The United Nations, the United States and Europe take the side of caution on the issue that emasculated the once-promising Arab Marghreb Union – a five-country trade zone founded in 1989, also comprising Tunisia, Libya and Mauritania.

But all problems aside, Morocco and Algeria know they need each other. “Neither Morocco nor Algeria can wriggle out of the forced challenges ahead without an economic cooperation scheme leading to complementarity,” the writer said, “especially that the two neighbours have assets that favour that complementarity.”

Algerian gas and oil would certainly benefit Morocco, whose energy bill takes a toll on the annual budget. And Algeria could directly import good-quality Moroccan produce it ends up buying on the secondary market.

For how long would Egypt’s Supreme Council of the Armed Forces (SCAF), the country’s de facto ruling authority, go on “playing with fire” and “confiscating the achievements” of the January 25 revolution that broke Hosni Mubarak’s 30-year-old grip on power? That was the question posed by columnist Mazen Hammad in yesterday’s edition of the Qatari newspaper Al Watan.

“I say this as one million Egyptians … agreed [on Friday] to make a studied move to protect their revolution and its historic accomplishments,” the columnist said. “The huge demonstration, which took place in Tahrir Square in Cairo and was accompanied by sit-ins in other Egyptian cities, goes to show the level of alertness of the Egyptian people and their hyper-sensitivity to the slightest attempt to tamper with the civilian authority poised to take over control of the country’s affairs after the parliamentary elections due by the end of this month.”

Egyptian demonstrators, mobilised by the Muslim Brotherhood, were protesting against the so-called “Al Salmi document”, a proposal of basic constitutional provisions put forward by the country’s deputy premier, Ali Al Salmi, which grants the military special privileges.

“The Egyptian revolution is still in its beginning. But it is clear that in a democracy, the army must answer to the politicians.”
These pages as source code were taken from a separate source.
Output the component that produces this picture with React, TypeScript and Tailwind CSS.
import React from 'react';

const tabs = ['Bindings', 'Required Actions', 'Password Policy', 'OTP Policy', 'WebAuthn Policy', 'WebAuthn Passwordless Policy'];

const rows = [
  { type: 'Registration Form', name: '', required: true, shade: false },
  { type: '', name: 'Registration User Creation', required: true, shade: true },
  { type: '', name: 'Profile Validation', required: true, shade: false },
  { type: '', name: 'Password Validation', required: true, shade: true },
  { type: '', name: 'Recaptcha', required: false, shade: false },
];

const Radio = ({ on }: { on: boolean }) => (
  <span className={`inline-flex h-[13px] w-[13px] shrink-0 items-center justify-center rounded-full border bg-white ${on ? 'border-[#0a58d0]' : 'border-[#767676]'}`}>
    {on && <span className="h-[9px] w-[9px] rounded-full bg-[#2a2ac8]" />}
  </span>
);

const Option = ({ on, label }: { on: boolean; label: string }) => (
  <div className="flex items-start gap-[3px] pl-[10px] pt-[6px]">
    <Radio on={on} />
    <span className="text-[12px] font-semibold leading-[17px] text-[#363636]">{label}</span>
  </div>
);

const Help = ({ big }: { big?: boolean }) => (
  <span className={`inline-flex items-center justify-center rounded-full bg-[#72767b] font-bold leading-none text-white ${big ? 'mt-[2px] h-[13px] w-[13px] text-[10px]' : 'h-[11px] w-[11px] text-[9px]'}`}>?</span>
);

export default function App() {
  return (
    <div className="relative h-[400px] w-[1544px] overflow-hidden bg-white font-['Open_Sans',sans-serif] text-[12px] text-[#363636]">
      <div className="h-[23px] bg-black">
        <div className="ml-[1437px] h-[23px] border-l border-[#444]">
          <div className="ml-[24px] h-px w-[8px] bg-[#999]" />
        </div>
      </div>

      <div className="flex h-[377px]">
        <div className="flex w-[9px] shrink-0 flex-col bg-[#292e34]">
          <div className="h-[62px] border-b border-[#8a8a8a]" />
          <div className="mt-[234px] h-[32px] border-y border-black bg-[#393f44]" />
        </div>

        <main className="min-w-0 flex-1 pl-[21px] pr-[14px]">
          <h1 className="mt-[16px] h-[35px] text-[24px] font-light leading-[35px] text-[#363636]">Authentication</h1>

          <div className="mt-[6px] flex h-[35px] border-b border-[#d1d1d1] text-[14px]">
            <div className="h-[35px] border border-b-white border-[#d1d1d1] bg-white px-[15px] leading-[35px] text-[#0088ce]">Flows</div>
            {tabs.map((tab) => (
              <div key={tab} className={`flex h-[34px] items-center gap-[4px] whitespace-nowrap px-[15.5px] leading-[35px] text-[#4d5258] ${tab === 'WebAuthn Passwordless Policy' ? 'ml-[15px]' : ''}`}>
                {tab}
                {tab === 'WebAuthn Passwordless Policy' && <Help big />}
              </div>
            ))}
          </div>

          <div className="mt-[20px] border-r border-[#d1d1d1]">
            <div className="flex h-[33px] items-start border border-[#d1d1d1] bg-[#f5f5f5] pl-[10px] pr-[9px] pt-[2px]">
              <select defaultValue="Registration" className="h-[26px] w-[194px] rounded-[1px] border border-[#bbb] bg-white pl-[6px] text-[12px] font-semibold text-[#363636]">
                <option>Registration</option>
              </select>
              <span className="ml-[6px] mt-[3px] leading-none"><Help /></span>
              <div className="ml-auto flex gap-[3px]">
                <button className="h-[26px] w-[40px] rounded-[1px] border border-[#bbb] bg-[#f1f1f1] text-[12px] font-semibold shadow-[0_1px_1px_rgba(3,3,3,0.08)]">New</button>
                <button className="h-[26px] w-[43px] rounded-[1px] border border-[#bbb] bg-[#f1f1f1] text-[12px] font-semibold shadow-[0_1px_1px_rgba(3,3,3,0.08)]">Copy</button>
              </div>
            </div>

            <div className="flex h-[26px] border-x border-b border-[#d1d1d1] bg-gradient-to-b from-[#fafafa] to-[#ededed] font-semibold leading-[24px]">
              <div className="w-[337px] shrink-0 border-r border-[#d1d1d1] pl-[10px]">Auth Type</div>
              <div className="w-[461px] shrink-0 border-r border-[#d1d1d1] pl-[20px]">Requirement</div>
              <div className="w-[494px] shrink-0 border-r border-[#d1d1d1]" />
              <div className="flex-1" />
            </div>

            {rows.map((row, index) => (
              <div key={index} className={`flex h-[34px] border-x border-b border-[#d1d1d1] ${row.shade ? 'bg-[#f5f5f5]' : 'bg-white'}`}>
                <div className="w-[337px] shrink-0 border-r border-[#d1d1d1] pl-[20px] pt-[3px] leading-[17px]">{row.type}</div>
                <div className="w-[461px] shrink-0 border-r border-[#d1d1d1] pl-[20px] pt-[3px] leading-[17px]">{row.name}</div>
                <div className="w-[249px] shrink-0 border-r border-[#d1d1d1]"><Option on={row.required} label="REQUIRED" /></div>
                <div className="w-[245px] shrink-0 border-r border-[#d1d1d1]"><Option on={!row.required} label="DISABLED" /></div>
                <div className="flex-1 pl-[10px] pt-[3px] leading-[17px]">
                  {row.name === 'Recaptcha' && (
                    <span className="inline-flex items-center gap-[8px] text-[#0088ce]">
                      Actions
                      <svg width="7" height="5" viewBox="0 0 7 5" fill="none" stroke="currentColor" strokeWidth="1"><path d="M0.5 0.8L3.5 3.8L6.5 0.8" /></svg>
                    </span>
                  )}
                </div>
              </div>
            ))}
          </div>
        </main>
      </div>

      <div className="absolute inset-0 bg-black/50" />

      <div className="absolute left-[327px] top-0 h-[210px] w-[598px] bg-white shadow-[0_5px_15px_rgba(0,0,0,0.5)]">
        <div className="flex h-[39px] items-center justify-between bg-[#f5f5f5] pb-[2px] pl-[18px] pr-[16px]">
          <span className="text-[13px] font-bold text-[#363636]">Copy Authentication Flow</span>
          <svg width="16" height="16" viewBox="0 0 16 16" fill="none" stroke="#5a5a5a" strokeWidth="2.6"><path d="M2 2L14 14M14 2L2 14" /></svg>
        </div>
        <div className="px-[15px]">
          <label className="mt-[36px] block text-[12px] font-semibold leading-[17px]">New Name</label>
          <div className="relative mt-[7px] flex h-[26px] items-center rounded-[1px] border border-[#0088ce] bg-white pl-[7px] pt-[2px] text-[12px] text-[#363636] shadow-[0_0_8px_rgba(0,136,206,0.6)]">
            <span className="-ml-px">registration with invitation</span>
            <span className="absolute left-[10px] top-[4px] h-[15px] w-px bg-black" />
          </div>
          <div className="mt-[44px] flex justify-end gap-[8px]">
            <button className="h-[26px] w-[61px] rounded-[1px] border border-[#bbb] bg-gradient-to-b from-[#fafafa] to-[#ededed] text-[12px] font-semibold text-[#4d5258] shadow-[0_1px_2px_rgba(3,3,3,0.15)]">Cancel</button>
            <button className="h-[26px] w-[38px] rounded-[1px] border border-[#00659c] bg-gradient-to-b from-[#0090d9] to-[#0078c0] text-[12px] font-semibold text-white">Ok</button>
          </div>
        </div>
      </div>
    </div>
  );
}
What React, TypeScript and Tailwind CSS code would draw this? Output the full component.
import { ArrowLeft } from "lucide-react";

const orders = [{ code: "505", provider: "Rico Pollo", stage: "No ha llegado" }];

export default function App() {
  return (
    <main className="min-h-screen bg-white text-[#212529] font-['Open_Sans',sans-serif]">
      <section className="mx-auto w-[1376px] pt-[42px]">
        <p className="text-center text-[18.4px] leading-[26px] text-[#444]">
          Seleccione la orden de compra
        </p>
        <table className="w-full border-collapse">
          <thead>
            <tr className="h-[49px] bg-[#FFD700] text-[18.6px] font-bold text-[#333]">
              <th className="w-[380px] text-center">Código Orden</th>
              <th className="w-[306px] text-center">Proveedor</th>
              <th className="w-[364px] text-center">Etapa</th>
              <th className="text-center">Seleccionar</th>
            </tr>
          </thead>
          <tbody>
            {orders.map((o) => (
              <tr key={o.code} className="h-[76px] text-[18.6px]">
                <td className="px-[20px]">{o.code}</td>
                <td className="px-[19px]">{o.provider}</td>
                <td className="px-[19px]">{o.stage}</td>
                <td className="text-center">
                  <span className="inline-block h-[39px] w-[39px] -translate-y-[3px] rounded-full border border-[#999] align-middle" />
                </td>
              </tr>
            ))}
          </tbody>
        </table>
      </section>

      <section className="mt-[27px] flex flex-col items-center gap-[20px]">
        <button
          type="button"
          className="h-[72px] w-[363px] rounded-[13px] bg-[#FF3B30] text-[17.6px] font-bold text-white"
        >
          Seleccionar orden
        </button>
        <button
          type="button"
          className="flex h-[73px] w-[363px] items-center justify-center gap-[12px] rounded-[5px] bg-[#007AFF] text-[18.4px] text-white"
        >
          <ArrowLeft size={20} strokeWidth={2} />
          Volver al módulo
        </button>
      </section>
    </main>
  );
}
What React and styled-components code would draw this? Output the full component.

Fatah-Hamas peace is subject to politicking

Palestinians have been busy over the past two weeks talking about the prospective meeting in Cairo between the head of the Palestinian Authority, Mahmoud Abbas, and Hamas’s political bureau chief, Khaled Mashaal, wrote columnist Hussam Kanafani in yesterday’s edition of the Emirati newspaper Al Khaleej.

The meeting is expected to result in “a breakthrough towards the consummation of inter-Palestinian reconciliation”, which has been staggering since Fatah and Hamas – the two major factions in the Palestinian struggle for statehood – signed a reconciliation deal in Cairo more than six months ago. The two view the struggle against Israeli occupation from opposite angles.

Still, it was important for Mr Abbas to make that deal with Hamas mostly because he was preparing to lodge the Palestinian bid for statehood with the United Nations, the columnist said.

Why bring up reconciliation again now that the Palestinian bid in the UN Security Council is as good as dead? Because the Security Council’s Committee on the Admission of New Members reportedly cited earlier this month the PA’s lack of control over the Gaza Strip – a territory controlled by Hamas – as one of the reasons why Palestine may not yet be eligible to become an independent state.